Love for Striker and Ava

I wanted to share a little bit about my beloved birds Striker and Ava, whose tragic loss last month is still being very much felt. You can read my previous tributes to them here and here–now this is a tribute that is meant to sort of incorporate Belle and Sparty’s parakeet perspectives.

Striker, Ava, Sparty [in background] and Belle, February 2010
Striker, Ava, Sparty (in background) and Belle, February 2010

Striker was a strong leader. And it wasn’t just that he was usually the first in flight when he and Belle, Sparty and Ava took off. It was also the way he led the group when they would run around as a flock–he would turn, then they all would. It was clear that they all loved and admired him. But Striker’s leadership wasn’t just about being bold and strong–it was also about being loving and patient. I remember a few months ago, sitting with Jim in the back office as we watched the events in the cage. With four birds in a cage, a prized perching spot would not always be available. The time honored way for a parakeet to announce that it wants a little more space from another bird is a neener-neener-neener sound and an assertive beaking in the other bird’s direction. Often the other bird will return the gesture. But as we watched this process, we observed the fact that Striker was not the initiator of the neeners, and in fact when neenered at would patiently move aside. He was a peaceful, calming presence in the cage–and in the house. Even when the other birds were a bit afraid, and making concerned noises–say during a car ride with a few bumps–Striker could often be heard singing happily. Striker was also a leader when it came time to come out of the cage–he would gladly step up onto my hand and come out to play around, and his enthusiasm would inevitably induce the rest of the flock to come out quickly. A great facility with words was another one of the talents that Striker had–Jessica was his patient and oft-rewarded teacher–and he would repeat her quite well with is little tongue when she said phrases including “I love you” and “Ohio.” Whether he was holding the side of the cage with both feet and singing away or impressing friends and family with his outgoing nature, Striker was a remarkable parakeet whose love and kindness is still being felt.
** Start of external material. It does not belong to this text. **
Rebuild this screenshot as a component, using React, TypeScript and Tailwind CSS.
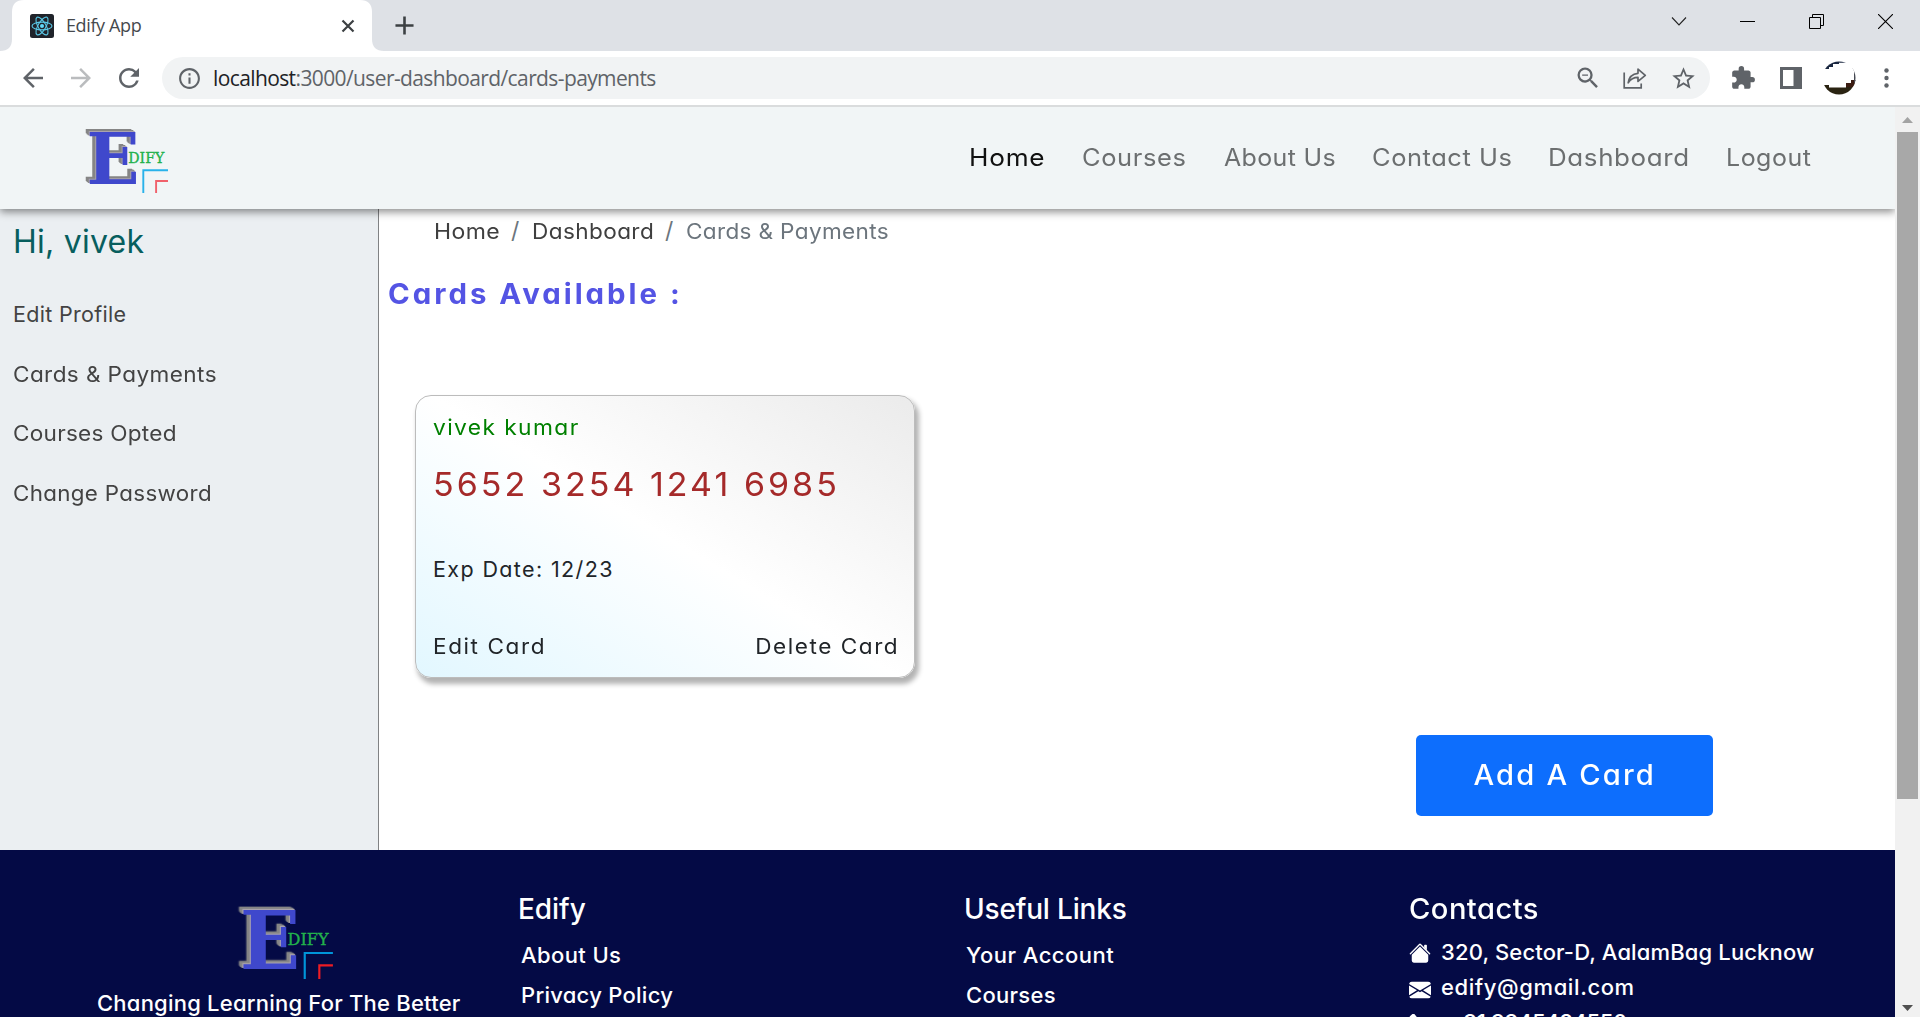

Ava was a bold adventurer. A pioneer in finding new places to hang out, she taught Sparty and Belle to land on the top of wall art–something they do a lot now. None of the parakeets were as curious as Ava–she loved to fly like the other birds but her route and destination were always the most unpredictable. We’d find her up on top of the cabinets in the kitchen, or on a shower rod in the bathroom, or just watching us quietly from a curtain rod above us. Some kind of special bond made it possible for me to motivate the relatively human-shy Ava to step up and come out of the cage relatively quickly (she was sometimes a bit skittish). There was just something so cute about the way she would stand up all straight while I moved my hand out before she’d take off. And take off she did–as a most proficient aviator with a tight wingspan, she could effortlessly motor off a perch and out of the cage in a flash. Inside the cage, Ava found a friend in Striker early on, and in all her time with us was likely to be seen perching next to Striker or sharing food with him. But she also built a friendship with Belle and Sparty over time as she matured and flourished. I was so proud to see her become a confident, bold member of the flock–and I was even a little shocked to the extent that this small bird was willing to assert herself. By the beginning of this year, Ava had unambiguously become the most physically dominant bird in the cage–completely unafraid, standing her ground even to the mighty Sparty. Though she was sometimes fierce when she need to be, she was often happy and relaxed in the cage, sitting on one foot on a perch. Ava had a very affectionate side too, and would show lots of love to Striker, as well as to Jessica and me on occasion. Always strong and beautiful, Ava gained much respect–in and out of the cage–and her sweetness inspires love and affection.

We so often saw them doing cool stuff, so they’d always be featured in our videos. The 45 that Jessica and I made recently features some cool footage of both Striker and Ava.

grooming birds

In the first photo, Jessica captured Sparty and Belle working their feathers over with their beaks. Though parakeets have a sort of retracting beak, unlike their larger broad-tail parrot cousins, when they take it out it is a serious piece of hardware. That’s good for eating seeds, of course, but it’s also useful in keeping their beautiful feathers clean–which they do very well by grooming themselves vigorously several times a day.
The second picture is just a nice group shot.